I have played around a little with the code in watermark.py and changed following things:
- Added regular expressions import
import re
- Updated
_get_all_import_versions(vars)
function with module import expressions
def _get_all_import_versions(vars):
to_print = {}
imported_pkgs = {
val.__name__.split(".")[0]
for val in list(vars.values())
if isinstance(val, types.ModuleType)
}
### CHANGES START
import_pattern = re.compile(r"import\s+([\w\.]+)")
from_pattern = re.compile(r"from\s+([\w\.]+)\s+import")
for code in vars["_ih"]:
import_matches = import_pattern.findall(code)

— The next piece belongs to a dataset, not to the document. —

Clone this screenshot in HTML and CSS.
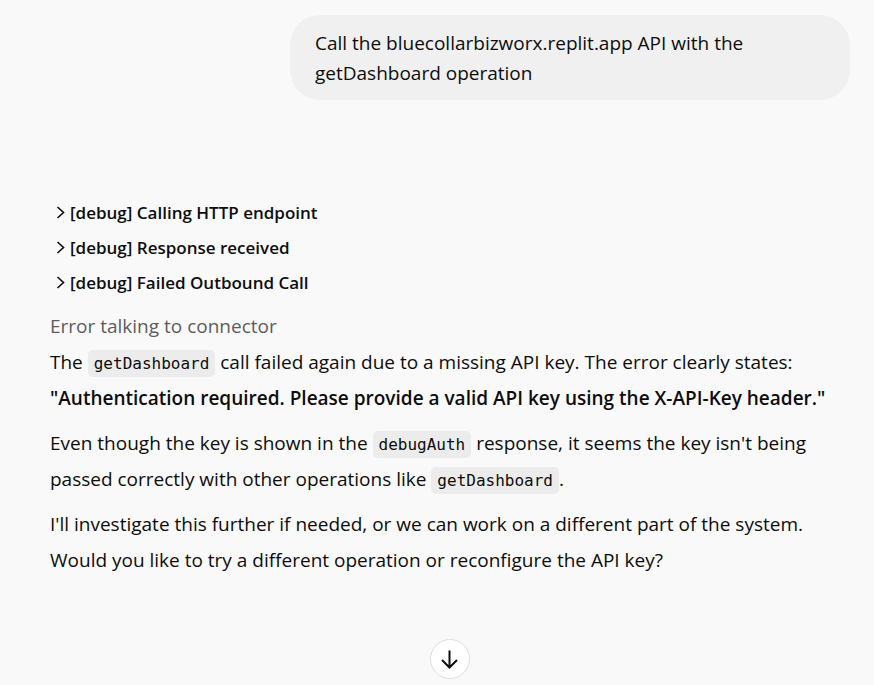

from_matches = from_pattern.findall(code)
if import_matches:
for match in import_matches:
imported_pkgs.add(match.split(".")[0])
if from_matches:
for match in from_matches:
imported_pkgs.add(match.split(".")[0])
### CHANGES END
imported_pkgs.discard("builtins")
for pkg_name in imported_pkgs:
pkg_version = _get_package_version(pkg_name)
if pkg_version not in ("not installed", "unknown"):
to_print[pkg_name] = pkg_version
return to_print
This is just a showcase, and I still don't know why os
is not in the output (same without the changes). What do you think?